Jack is scheduled to have a leg lengthening procedure on May 15th. For more information on the process, visit http://www.limblengthening.com/ Please continue to visit our blog, as we plan on updating it often throughout the next few months. Jack currently has a leg length discrepancy of 6 cm, our goal is to lengthen 3 centimeters. This will take approximately 5-6 months. He will be having his surgery at Rush University, and we hope to be home from the hospital within 3 days. He will be under the care of Dr. Kogan and his PT Nicki. We'll be having PT several times a week and also pool therapy once a week.

Very briefly, Jack was born with several health concerns. He has never been diagnosed as having a syndrome, so I've affectionately named it "Just Jack". We decided early on that we were not going to let this syndrome define who Jack is, rather it is just a small part of him. We never wanted Jack to be thought of as disabled or handicapped. We have yet to find something that he CAN'T do, he brilliantly adapts most things himself. Jon and I try really hard not to get caught up in the stress of things. We try to get all the information, go to the appointments, make a decision, and not look back. So far, it's worked out well for us to do things that way, so I think we're going to stick with it!
OK, enough about that....on to the fun stuff. Jack is a very bright, creative, funny, social kid. He loves to ride his bike, swim, color, read, and play video games. He has 2 great loves in his life, his mom and his baby sister, Mia. His plan is to marry his sister and let his mom move in with them. :) I don't have the heart to tell him it isn't going to work out that way. He loves legoes, dinosaurs, the solar system, Star Wars, High School Musical (really, he does!), and Junie B. Jones books. When he grows up, he wants to be an astronaut, a palentologist, and a marine biologist. He LOVES dolphins, and dreams of swimming with dolphins someday. Jack is quite the entertainer and usually doesn't shy away from being the center of attention.


Here is a picture of Jack on his first day of kindergarten that shows his LLD (leg length discrepancy) well.



Here is a picture of Jack that shows his personality well.

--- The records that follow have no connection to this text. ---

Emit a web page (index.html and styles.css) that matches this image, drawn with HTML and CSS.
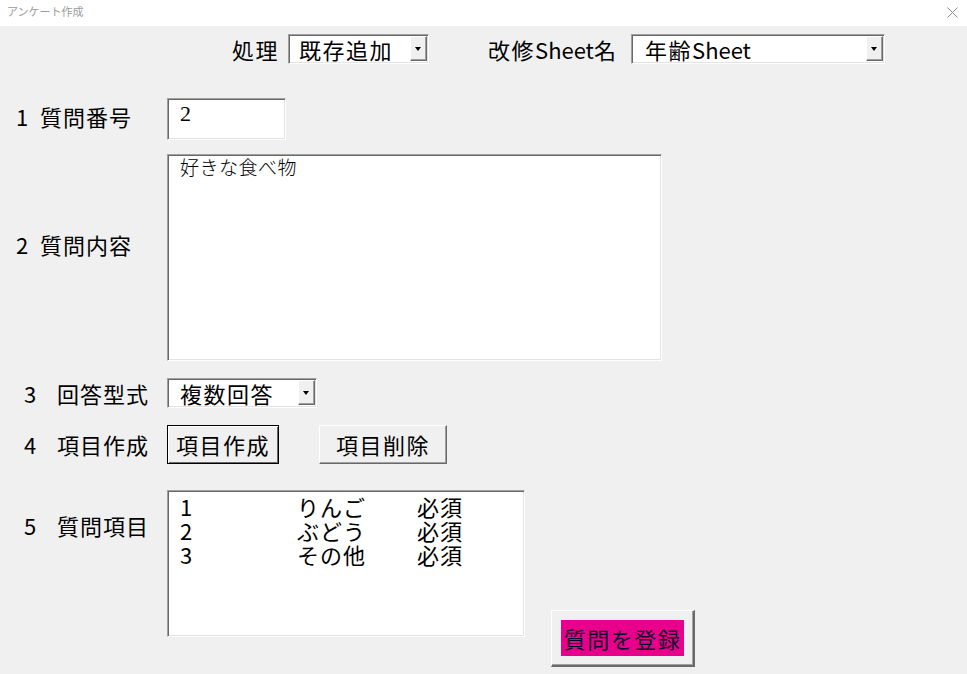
FILE: index.html
```html
<!DOCTYPE html>
<html lang="ja">

<head>
    <meta charset="UTF-8">
    <meta name="viewport" content="width=device-width, initial-scale=1.0">
    <title>アンケート作成</title>
    <link rel="stylesheet" href="styles.css">
</head>

<body>
    <!-- タイトルバー -->
    <div class="titlebar">
        <span class="title">アンケート作成</span>
        <svg class="close" width="11" height="11" viewBox="0 0 11 11">
            <path d="M0.5 0.5 L10.5 10.5 M10.5 0.5 L0.5 10.5" stroke="#8a8a8a" stroke-width="1" fill="none" />
        </svg>
    </div>

    <div class="form">
        <!-- 処理 / 改修Sheet名 -->
        <div class="top-row">
            <span class="cap cap-mode">処理</span>
            <div class="combo combo-mode"><span class="val">既存追加</span><i class="drop"></i></div>
            <span class="cap cap-sheet">改修<span class="latin">Sheet</span>名</span>
            <div class="combo combo-sheet"><span class="val">年齢<span class="latin">Sheet</span></span><i class="drop"></i></div>
        </div>

        <!-- 1 質問番号 -->
        <div class="row row-no">
            <div class="lbl lbl-a lbl-no"><span class="num">1</span>質問番号</div>
            <div class="box field-no">2</div>
        </div>

        <!-- 2 質問内容 -->
        <div class="row row-text">
            <div class="lbl lbl-a lbl-up"><span class="num">2</span>質問内容</div>
            <div class="box field-text">好きな食べ物</div>
        </div>

        <!-- 3 回答型式 -->
        <div class="row row-type">
            <div class="lbl lbl-b"><span class="num">3</span>回答型式</div>
            <div class="combo combo-type"><span class="val">複数回答</span><i class="drop"></i></div>
        </div>

        <!-- 4 項目作成 -->
        <div class="row row-btns">
            <div class="lbl lbl-b"><span class="num">4</span>項目作成</div>
            <button class="btn btn-make">項目作成</button>
            <button class="btn btn-del">項目削除</button>
        </div>

        <!-- 5 質問項目 -->
        <div class="row row-items">
            <div class="lbl lbl-b lbl-top"><span class="num">5</span>質問項目</div>
            <div class="box listbox">
                <div class="item"><span>1</span><span>りんご</span><span>必須</span></div>
                <div class="item"><span>2</span><span>ぶどう</span><span>必須</span></div>
                <div class="item"><span>3</span><span>その他</span><span>必須</span></div>
            </div>
            <button class="btn btn-save"><span class="mark">質問を登録</span></button>
        </div>
    </div>
</body>

</html>
```

FILE: styles.css
```css
* {
    box-sizing: border-box;
}

body {
    margin: 0;
    background: #f0f0f0;
    font-family: "Noto Sans CJK JP", "Liberation Sans", sans-serif;
    font-size: 22px;
    line-height: 1.2;
    color: #000;
    height: 674px;
    overflow: hidden;
}

/* タイトルバー */
.titlebar {
    height: 26px;
    background: #fff;
    display: flex;
    align-items: center;
    justify-content: space-between;
    padding: 0 9px 2px 7px;
}

.title {
    font-size: 11px;
    color: #9a9a9a;
}

.close {
    display: block;
}

/* 上段 */
.top-row {
    display: flex;
    align-items: center;
    margin-top: 8px;
    padding-left: 232px;
    letter-spacing: 1.5px;
}

.cap-mode {
    width: 56px;
}

.cap-sheet {
    width: 143px;
    margin-left: 59px;
}

.latin {
    letter-spacing: 0;
}

/* へこみ枠 */
.box,
.combo {
    background: #fff;
    border: 1px solid;
    border-color: #a0a0a0 #fff #fff #a0a0a0;
    box-shadow: inset 1px 1px 0 #696969, inset -1px -1px 0 #e3e3e3;
}

/* コンボボックス */
.combo {
    display: flex;
    align-items: stretch;
    height: 30px;
    padding: 1px 1px 2px 10px;
}

.combo .val {
    flex: 1;
    display: flex;
    align-items: center;
    letter-spacing: 1.5px;
    padding-top: 1px;
}

.combo-sheet .val {
    padding-left: 3px;
}

.drop {
    position: relative;
    width: 17px;
    flex: none;
    background: #f0f0f0;
    border-style: solid;
    border-width: 1px;
    border-color: #fff #696969 #696969 #fff;
    box-shadow: inset -1px -1px 0 #a0a0a0;
}

.drop::after {
    content: '';
    position: absolute;
    left: 4px;
    top: 50%;
    margin-top: -2px;
    border-left: 3.5px solid transparent;
    border-right: 3.5px solid transparent;
    border-top: 4px solid #000;
}

.combo-mode {
    width: 141px;
}

.combo-sheet {
    width: 254px;
}

.combo-type {
    width: 150px;
    padding-left: 12px;
}

/* 行 */
.row {
    display: flex;
    align-items: center;
}

.lbl {
    width: 167px;
    flex: none;
    letter-spacing: 1px;
    white-space: nowrap;
}

.lbl .num {
    display: inline-block;
}

.lbl-a {
    padding-left: 16px;
}

.lbl-a .num {
    width: 24px;
}

.lbl-b {
    padding-left: 24px;
}

.lbl-b .num {
    width: 33px;
}

.lbl-no {
    margin-bottom: 6px;
}

.lbl-up {
    margin-bottom: 26px;
}

.lbl-top {
    align-self: flex-start;
    margin-top: 22px;
}

.row-no {
    margin-top: 34px;
}

.field-no {
    width: 119px;
    height: 42px;
    padding: 2px 12px;
    font-family: "Liberation Serif", "DejaVu Serif", serif;
    font-size: 22px;
}

.row-text {
    margin-top: 14px;
}

.field-text {
    width: 495px;
    height: 207px;
    padding: 1px 12px;
    font-size: 19px;
    font-weight: 300;
    letter-spacing: 0.5px;
}

.row-type {
    margin-top: 17px;
}

.row-btns {
    margin-top: 17px;
}

/* ボタン */
.btn {
    font: inherit;
    color: #000;
    letter-spacing: 1.5px;
    background: #f0f0f0;
    border: 1px solid;
    border-color: #fff #696969 #696969 #fff;
    box-shadow: inset -1px -1px 0 #a0a0a0;
    padding: 0;
    height: 39px;
}

.btn-make {
    width: 112px;
    border-color: #000;
    box-shadow: inset 1px 1px 0 #fff, inset -1px -1px 0 #696969;
}

.btn-del {
    width: 128px;
    margin-left: 40px;
}

/* リストボックス */
.row-items {
    margin-top: 26px;
    align-items: flex-start;
}

.listbox {
    width: 358px;
    height: 147px;
    padding: 3px 12px;
}

.item {
    display: grid;
    grid-template-columns: 117px 120px auto;
    line-height: 24px;
    letter-spacing: 1px;
}

.btn-save {
    width: 144px;
    height: 57px;
    margin-left: 26px;
    margin-top: 120px;
    border-width: 1px 2px 2px 1px;
    border-color: #fff #6a6a6a #6a6a6a #fff;
}

.mark {
    background: #e8008c;
    color: #10052a;
    padding: 2px 3px 2px 3px;
    letter-spacing: 1.5px;
}
```
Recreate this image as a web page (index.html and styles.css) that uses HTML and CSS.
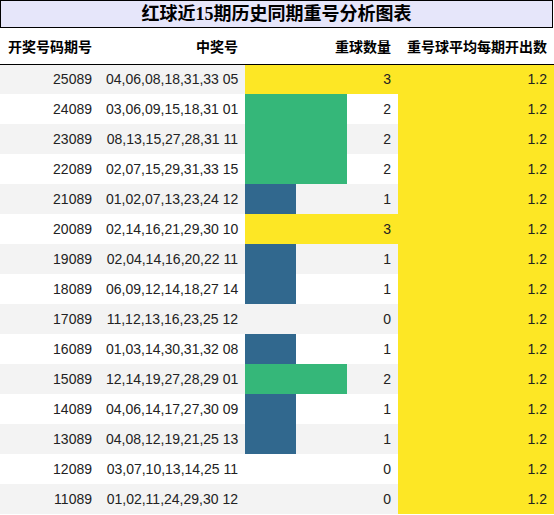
FILE: index.html
```html
<!DOCTYPE html>
<html lang="zh">
<head>
    <meta charset="UTF-8">
    <title>红球近15期历史同期重号分析图表</title>
    <link rel="stylesheet" href="styles.css">
</head>
<body>

<div class="chart">
    <div class="title">红球近15期历史同期重号分析图表</div>

    <table class="grid">
        <thead>
            <tr>
                <th class="c-issue">开奖号码期号</th>
                <th class="c-nums">中奖号</th>
                <th class="c-count">重球数量</th>
                <th class="c-avg">重号球平均每期开出数</th>
            </tr>
        </thead>
        <tbody id="rows"></tbody>
    </table>
</div>

<script>
    // issue, winning numbers, repeat count
    const history = [
        ['25089', '04,06,08,18,31,33 05', 3],
        ['24089', '03,06,09,15,18,31 01', 2],
        ['23089', '08,13,15,27,28,31 11', 2],
        ['22089', '02,07,15,29,31,33 15', 2],
        ['21089', '01,02,07,13,23,24 12', 1],
        ['20089', '02,14,16,21,29,30 10', 3],
        ['19089', '02,04,14,16,20,22 11', 1],
        ['18089', '06,09,12,14,18,27 14', 1],
        ['17089', '11,12,13,16,23,25 12', 0],
        ['16089', '01,03,14,30,31,32 08', 1],
        ['15089', '12,14,19,27,28,29 01', 2],
        ['14089', '04,06,14,17,27,30 09', 1],
        ['13089', '04,08,12,19,21,25 13', 1],
        ['12089', '03,07,10,13,14,25 11', 0],
        ['11089', '01,02,11,24,29,30 12', 0]
    ];

    const barColors = { 1: '#31688e', 2: '#35b779', 3: '#fde725' };
    const maxCount = 3;
    const avg = '1.2';

    const tbody = document.getElementById('rows');
    history.forEach(([issue, nums, count]) => {
        const tr = document.createElement('tr');
        const pct = count / maxCount * 100;
        const bar = count > 0
            ? `<span class="bar" style="width:${pct}%;background:${barColors[count]}"></span>`
            : '';
        tr.innerHTML = `
            <td class="c-issue">${issue}</td>
            <td class="c-nums">${nums}</td>
            <td class="c-count">${bar}<span class="val">${count}</span></td>
            <td class="c-avg">${avg}</td>
        `;
        tbody.appendChild(tr);
    });
</script>

</body>
</html>
```

FILE: styles.css
```css
body {
    margin: 0;
    background-color: #fff;
    font-family: "Liberation Sans", "Noto Sans CJK SC", sans-serif;
    color: #222;
}
.chart {
    width: 554px;
}
.title {
    width: 551px;
    height: 26px;
    line-height: 26px;
    border: 1px solid #000;
    background-color: #e6e6fa;
    text-align: center;
    font-family: "Liberation Serif", "Noto Sans CJK SC", serif;
    font-size: 18px;
    font-weight: bold;
    color: #000;
}
.grid {
    width: 554px;
    border-collapse: collapse;
    table-layout: fixed;
    font-size: 14px;
}
.grid th {
    height: 36px;
    padding: 0 7px;
    text-align: right;
    font-weight: bold;
    color: #000;
    border-bottom: 1px solid #000;
    box-sizing: border-box;
    white-space: nowrap;
}
.grid td {
    height: 30px;
    padding: 0 7px;
    text-align: right;
    box-sizing: border-box;
    white-space: nowrap;
}
.grid tbody tr:nth-child(odd) {
    background-color: #f3f3f3;
}
.c-issue {
    width: 99px;
}
.c-nums {
    width: 146px;
}
.c-count {
    width: 153px;
}
.c-avg {
    width: 156px;
}
td.c-avg {
    background-color: #fde725;
}
td.c-count {
    position: relative;
}
.bar {
    position: absolute;
    left: 0;
    top: 0;
    bottom: 0;
}
.val {
    position: relative;
}
```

I know this blog is called "Just Jack" but in reality, it isn't just Jack in our house! Max is going to be 4 this June. He is tender-hearted kid, but can also be quite the character. Like his brother, his interests range from Star Wars to High School Musical. He loves sports and is a die-hard fan of whatever team his dad is cheering for. He's excited to play t-ball this summer, but still assures me that he's going to be a soccer player when he grows up. Max has an incredible imagination, I love listening to him play make-believe. Jack and Max are great brothers. They play together so well, as long as Jack is the one in charge :) Luckily, Max is happy with that arrangement.















And last, but not least...we have Amelia (AKA Mia). She is 8 months old and runs the show around here. Her brothers adore her and she loves them just as much.







And that's our family! Jon and I are very proud of all of our kids. Each of them is unique in their own ways and each of them brings lots of laughter to our home!